- [WHAT THE TASK ASKS] What is the number of lines holding the word "components"? Give that number alone.

- [RECORDED DATA]
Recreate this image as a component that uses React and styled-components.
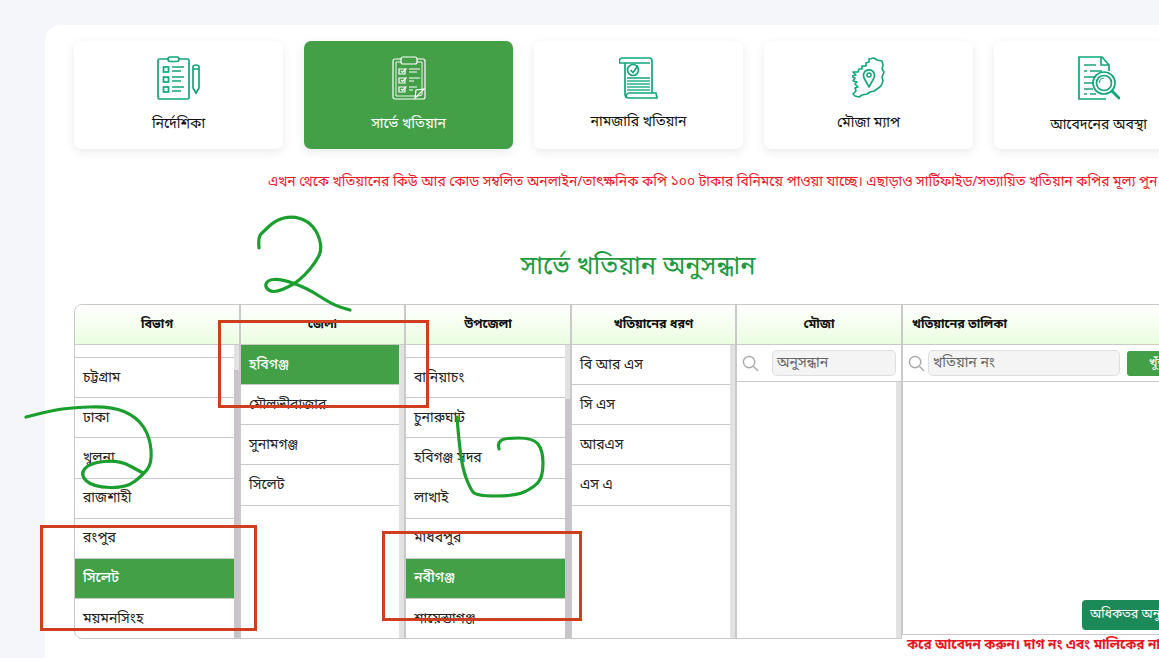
import React from "react";
import styled, { createGlobalStyle } from "styled-components";

const GlobalStyle = createGlobalStyle`
  html, body { margin: 0; padding: 0; height: 100%; overflow: hidden; background: #f4f6fa; }
  body { font-family: "Noto Sans Bengali", "Noto Serif Bengali", "Lohit Bengali", "Liberation Serif", serif; }
`;

const Page = styled.div`
  width: 1159px;
  height: 658px;
  position: relative;
  overflow: hidden;
  padding: 25px 0 0 45px;
  box-sizing: border-box;
`;

const Panel = styled.main`
  background: #fff;
  border-top-left-radius: 16px;
  height: 633px;
  padding: 16px 0 0 29px;
  box-sizing: border-box;
  overflow: hidden;
`;

const CardRow = styled.div`
  display: flex;
  gap: 21px;
  width: 1200px;
`;

const Card = styled.div`
  width: 209px;
  height: 108px;
  flex: none;
  border-radius: 7px;
  background: ${(p) => (p.$active ? "#43a047" : "#fff")};
  color: ${(p) => (p.$active ? "#fff" : "#111")};
  box-shadow: 0 3px 10px rgba(40, 50, 70, 0.1);
  display: flex;
  flex-direction: column;
  align-items: center;
  padding-top: 15px;
  box-sizing: border-box;
  font-size: 14px;
`;

const CardIcon = styled.div`
  height: 44px;
  display: flex;
  align-items: center;
  justify-content: center;
`;

const CardLabel = styled.div`
  margin-top: ${(p) => p.$gap}px;
`;

const Notice = styled.div`
  color: #f0182c;
  font-size: 13.9px;
  white-space: nowrap;
  margin: 24px 0 0 194px;
  line-height: 20px;
`;

const Title = styled.h2`
  color: #1f9a3f;
  font-size: 25.4px;
  font-weight: 400;
  text-align: center;
  margin: 57px 0 0;
  width: 1128px;
  line-height: 36px;
`;

const Table = styled.div`
  display: flex;
  width: 1200px;
  height: 335px;
  margin-top: 18px;
  border: 1px solid #c9c9c9;
  border-radius: 8px 0 0 8px;
  box-sizing: border-box;
  overflow: hidden;
`;

const Column = styled.div`
  width: ${(p) => p.$w}px;
  height: ${(p) => (p.$short ? "330px" : "auto")};
  flex: none;
  border-right: 2px solid #c9c9c9;
  border-bottom: ${(p) => (p.$short ? "1px solid #c9c9c9" : "none")};
  box-sizing: border-box;
  display: flex;
  flex-direction: column;
`;

const Head = styled.div`
  height: 39px;
  flex: none;
  background: linear-gradient(#fff, #eafde0);
  border-bottom: 1px solid #c9c9c9;
  font-size: 12.5px;
  font-weight: 700;
  color: #111;
  display: flex;
  align-items: center;
  justify-content: ${(p) => (p.$left ? "flex-start" : "center")};
  padding-left: ${(p) => (p.$left ? "9px" : "0")};
`;

const Body = styled.div`
  flex: 1;
  display: flex;
  min-height: 0;
`;

const List = styled.div`
  flex: 1;
  min-width: 0;
  margin-top: ${(p) => p.$offset || 0}px;
`;

const Item = styled.div`
  height: 40.15px;
  box-sizing: border-box;
  display: flex;
  align-items: center;
  padding: 1px 0 0 8px;
  font-size: 14px;
  color: #222;
  border-bottom: 1px solid #c9c9c9;
  background: ${(p) => (p.$active ? "#43a047" : "transparent")};
  ${(p) => p.$active && "color: #fff; font-weight: 500;"}
`;

const Track = styled.div`
  width: 5px;
  flex: none;
  background: #e2e2e2;
  position: relative;
`;

const Thumb = styled.div`
  position: absolute;
  left: 0;
  right: 0;
  bottom: 0;
  top: ${(p) => p.$top}px;
  background: #c8c4c9;
`;

const SearchRow = styled.div`
  height: 36px;
  flex: none;
  display: flex;
  align-items: center;
  gap: ${(p) => p.$gap}px;
  padding: 0 5px;
  border-bottom: 1px solid #c9c9c9;
`;

const SearchGlyph = styled.svg`
  flex: none;
`;

const SearchInput = styled.div`
  flex: ${(p) => (p.$w ? "none" : 1)};
  width: ${(p) => p.$w || 0}px;
  height: 26px;
  box-sizing: border-box;
  border: 1px solid #dcdfe3;
  border-radius: 5px;
  background: #f4f4f4;
  font-size: 14px;
  color: #666;
  padding-left: 4px;
  display: flex;
  align-items: center;
`;

const FindButton = styled.div`
  width: 60px;
  height: 25px;
  flex: none;
  margin-left: 4px;
  background: #43a047;
  border-radius: 3px;
  color: #fff;
  font-size: 13px;
  display: flex;
  align-items: center;
  padding-left: 22px;
  box-sizing: border-box;
`;

const MoreButton = styled.div`
  position: absolute;
  left: 1082px;
  top: 600px;
  width: 100px;
  height: 30px;
  background: #1c8a58;
  border-radius: 4px;
  color: #fff;
  font-size: 12.5px;
  display: flex;
  align-items: center;
  padding-left: 8px;
  box-sizing: border-box;
  white-space: nowrap;
`;

const FootNotice = styled.div`
  position: absolute;
  left: 902px;
  top: 635px;
  width: 257px;
  height: 23px;
  background: #fff;
  padding-left: 5px;
  box-sizing: border-box;
  color: #e8141f;
  font-size: 13.5px;
  font-weight: 700;
  line-height: 23px;
  white-space: nowrap;
  overflow: hidden;
`;

const Mark = styled.div`
  position: absolute;
  left: ${(p) => p.$x}px;
  top: ${(p) => p.$y}px;
  width: ${(p) => p.$w}px;
  height: ${(p) => p.$h}px;
  border: 3px solid #cf3f1f;
  box-sizing: border-box;
`;

const Scribble = styled.svg`
  position: absolute;
  left: 0;
  top: 0;
  pointer-events: none;
`;

const Search = () => (
  <SearchGlyph width="17" height="17" viewBox="0 0 18 18" fill="none" stroke="#aaa" strokeWidth="1.5">
    <circle cx="7.5" cy="7.5" r="6" />
    <path d="M12 12l5 5" />
  </SearchGlyph>
);

const IconGuide = () => (
  <svg width="43" height="44" viewBox="0 0 43 44" fill="none" stroke="#12a578" strokeWidth="1.7">
    <rect x="1" y="3" width="31" height="40" rx="1.5" />
    <rect x="11" y="1" width="11" height="4.5" rx="2.2" fill="#fff" />
    <rect x="6.5" y="11" width="5" height="5" />
    <rect x="6.5" y="21" width="5" height="5" />
    <rect x="6.5" y="31" width="5" height="5" />
    <path d="M15 11h12M15 15h9M15 21h12M15 25h9M15 31h12M15 35h9" />
    <path d="M39 9c-2 0-3 1-3 2v21l3 5 3-5V11c0-1-1-2-3-2zM36 13h6" />
  </svg>
);

const IconSurvey = () => (
  <svg width="34" height="44" viewBox="0 0 34 44" fill="none" stroke="#fff" strokeWidth="1.2">
    <rect x="1" y="3" width="32" height="40" rx="2" />
    <path d="M4 6h26v33l-4 1H4z" strokeWidth="0.9" />
    <rect x="9" y="1" width="16" height="7" rx="2" fill="#43a047" />
    <path d="M7 13h6v5H7zM7 22h6v5H7zM7 31h6v5H7z" />
    <path d="M9 15l1.5 1.5 4-4M9 24l1.5 1.5 4-4M9 33l1.5 1.5 4-4" />
    <path d="M17 13h11M17 16h8M17 22h11M17 25h5M17 31h8M17 34h4" />
    <path d="M23 42l9-9-8 1z" fill="#43a047" />
  </svg>
);

const IconRecord = () => (
  <svg width="39" height="42" viewBox="0 0 39 42" fill="none" stroke="#12a578" strokeWidth="1.7">
    <path d="M3 1h28c2 0 2 2 2 4v31" />
    <path d="M3 1C1 1 0 3 0.5 6H31" />
    <path d="M6 6v31c0 3 2 4 4 4h28l-1-5H10c-1 0-3 1-3 5" />
    <circle cx="14" cy="13" r="5.5" />
    <path d="M11.5 13l2.5 2.5 5-7" />
    <path d="M8 21h23" />
    <path d="M8 24h23M8 27h23M8 30h23M8 33h23" strokeWidth="2" stroke="#5cc6a4" />
  </svg>
);

const IconMap = () => (
  <svg width="33" height="42" viewBox="0 0 33 42" fill="none" stroke="#12a578" strokeWidth="1.6" strokeLinejoin="round">
    <path d="M14 6l3-1 0-3 5-1 3 2 5 1 1 4-1 4 2 3-2 5 1 4-2 5-4 3-3 2-4 1-3 2-5 1-3 2-4-1-2-2 3-3-1-3 3-1-3-3 2-2-4-1 2-3-4-2 5-1-3-3 5 0 1-3 3 0 0-3 4 0z" />
    <path d="M17 30l-5-9a5.6 5.6 0 1 1 10 0z" fill="#fff" />
    <circle cx="17" cy="18" r="2" />
  </svg>
);

const IconStatus = () => (
  <svg width="42" height="44" viewBox="0 0 42 44" fill="none" stroke="#12a578" strokeWidth="1.7">
    <path d="M31 15V9l-7-8H1v42h27" />
    <path d="M23 1v8h8" />
    <path d="M6 9h12M6 15h3M12 15h12M6 21h13M6 27h9M6 33h9M6 38h3M12 38h6" />
    <circle cx="26" cy="27" r="11" fill="#fff" />
    <circle cx="26" cy="27" r="7.5" />
    <path d="M21.5 27c0-3 2-5 4.5-5" strokeWidth="1.2" />
    <path d="M34 35l7 7" strokeWidth="3" strokeLinecap="round" />
  </svg>
);

// joins hand picked points with curves through their midpoints
const smooth = (pts) => {
  let d = `M${pts[0][0]} ${pts[0][1]}`;
  for (let i = 1; i < pts.length - 1; i++) {
    const mx = (pts[i][0] + pts[i + 1][0]) / 2;
    const my = (pts[i][1] + pts[i + 1][1]) / 2;
    d += ` Q${pts[i][0]} ${pts[i][1]} ${mx} ${my}`;
  }
  const last = pts[pts.length - 1];
  return `${d} L${last[0]} ${last[1]}`;
};

const strokeTwo = [
  [259, 248], [258, 237], [264, 231], [276, 220], [292, 216], [308, 221], [318, 233], [322, 250],
  [315, 263], [305, 275], [293, 285], [274, 293], [265, 288], [267, 280], [281, 279], [307, 288],
  [333, 305], [350, 310],
];
const strokeThree = [
  [26, 417], [45, 412], [67, 408], [111, 406], [137, 417], [150, 437], [152, 463], [143, 475],
  [126, 488], [93, 487], [80, 475], [89, 463], [119, 460], [143, 473],
];
const strokeSix = [
  [457, 417], [459, 443], [463, 470], [470, 488], [476, 496], [515, 496], [533, 488], [543, 477],
  [543, 450], [533, 438], [504, 438], [498, 443], [499, 449],
];

const cards = [
  { label: "নির্দেশিকা", icon: <IconGuide />, gap: 15 },
  { label: "সার্ভে খতিয়ান", icon: <IconSurvey />, gap: 15, active: true },
  { label: "নামজারি খতিয়ান", icon: <IconRecord />, gap: 13 },
  { label: "মৌজা ম্যাপ", icon: <IconMap />, gap: 14 },
  { label: "আবেদনের অবস্থা", icon: <IconStatus />, gap: 16 },
];

const divisions = ["চট্টগ্রাম", "ঢাকা", "খুলনা", "রাজশাহী", "রংপুর", "সিলেট", "ময়মনসিংহ"];
const districts = ["হবিগঞ্জ", "মৌলভীবাজার", "সুনামগঞ্জ", "সিলেট"];
const upazilas = ["বানিয়াচং", "চুনারুঘাট", "হবিগঞ্জ সদর", "লাখাই", "মাধবপুর", "নবীগঞ্জ", "শায়েস্তাগঞ্জ"];
const types = ["বি আর এস", "সি এস", "আরএস", "এস এ"];

const App = () => (
  <Page>
    <GlobalStyle />
    <Panel>
      <CardRow>
        {cards.map((c) => (
          <Card key={c.label} $active={c.active}>
            <CardIcon>{c.icon}</CardIcon>
            <CardLabel $gap={c.gap}>{c.label}</CardLabel>
          </Card>
        ))}
      </CardRow>
      <Notice>এখন থেকে খতিয়ানের কিউ আর কোড সম্বলিত অনলাইন/তাৎক্ষনিক কপি ১০০ টাকার বিনিময়ে পাওয়া যাচ্ছে। এছাড়াও সার্টিফাইড/সত্যায়িত খতিয়ান কপির মূল্য পুন</Notice>
      <Title>সার্ভে খতিয়ান অনুসন্ধান</Title>
      <Table>
        <Column $w={166}>
          <Head>বিভাগ</Head>
          <Body>
            <List $offset={-27}>
              <Item />
              {divisions.map((d) => <Item key={d} $active={d === "সিলেট"}>{d}</Item>)}
            </List>
            <Track><Thumb $top={25} /></Track>
          </Body>
        </Column>
        <Column $w={165}>
          <Head>জেলা</Head>
          <Body>
            <List>
              {districts.map((d) => <Item key={d} $active={d === "হবিগঞ্জ"}>{d}</Item>)}
            </List>
            <Track />
          </Body>
        </Column>
        <Column $w={166}>
          <Head>উপজেলা</Head>
          <Body>
            <List $offset={-27}>
              <Item />
              {upazilas.map((d) => <Item key={d} $active={d === "নবীগঞ্জ"}>{d}</Item>)}
            </List>
            <Track><Thumb $top={54} /></Track>
          </Body>
        </Column>
        <Column $w={165}>
          <Head>খতিয়ানের ধরণ</Head>
          <Body>
            <List>
              {types.map((d) => <Item key={d}>{d}</Item>)}
            </List>
            <Track />
          </Body>
        </Column>
        <Column $w={166}>
          <Head>মৌজা</Head>
          <SearchRow $gap={13}><Search /><SearchInput>অনুসন্ধান</SearchInput></SearchRow>
          <Body><List /><Track /></Body>
        </Column>
        <Column $w={300} $short>
          <Head $left>খতিয়ানের তালিকা</Head>
          <SearchRow $gap={3}><Search /><SearchInput $w={192}>খতিয়ান নং</SearchInput><FindButton>খুঁজুন</FindButton></SearchRow>
        </Column>
      </Table>
    </Panel>
    <MoreButton>অধিকতর অনুসন্ধান</MoreButton>
    <FootNotice>করে আবেদন করুন। দাগ নং এবং মালিকের নাম</FootNotice>
    <Mark $x={218} $y={320} $w={211} $h={88} />
    <Mark $x={40} $y={525} $w={217} $h={106} />
    <Mark $x={382} $y={531} $w={200} $h={90} />
    <Scribble width="1159" height="658" viewBox="0 0 1159 658" fill="none" stroke="#1a9e2e" strokeWidth="3.2" strokeLinecap="round" strokeLinejoin="round">
      <path d={smooth(strokeTwo)} />
      <path d={smooth(strokeThree)} />
      <path d={smooth(strokeSix)} />
    </Scribble>
  </Page>
);

export default App;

- [EXERCISE SOLUTION] 2